Publius is continuously pointing us to virtue as the missing premise of our deliberative regime, a premise that is crucial to its maintenance and rigor. Our difficulty remains the standard that Publius set forth in Federalist No. 57: “The aim of every political Constitution is or ought to be first to obtain for rulers, men who possess most wisdom to discern, and most virtue to pursue the common good of the society; and in the next place, to take the most effectual precautions for keeping them virtuous, whilst they continue to hold their public trust.” The means to achieve this virtue are “numerous and varied,” including “limitation on term of appointments.” But how to keep men virtuous is never specified in the detail we might expect for republican government.

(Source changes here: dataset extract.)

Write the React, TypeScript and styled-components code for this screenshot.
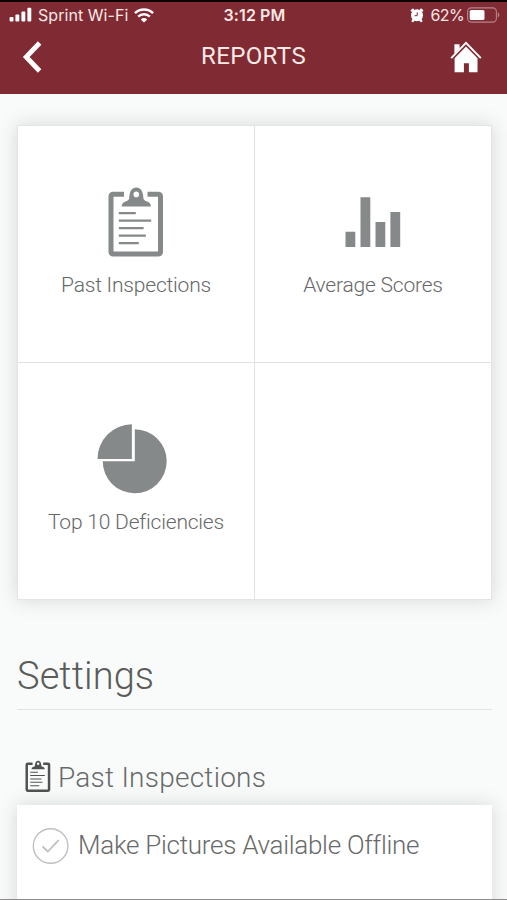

The difficulty of maintaining a virtuous citizenry has led, today, to our weak institutions. They need a repairman, but no one seems interested in that responsibility. New congressional members boast of investing their resources in “comms,” with little focus on contributing seriously. But we should become interested in being repairmen. To keep our legislators virtuous will start with the faith, good work, and honest dealings that we exercise in our own lives, and that we in turn demand of our representatives. In our conduct and in our expectations, we must answer in the affirmative two questions: Do we still have the capacity to choose well those who represent us? And do those who represent us possess the integrity to reclaim the constitutional authority and prestige of the U.S. Congress?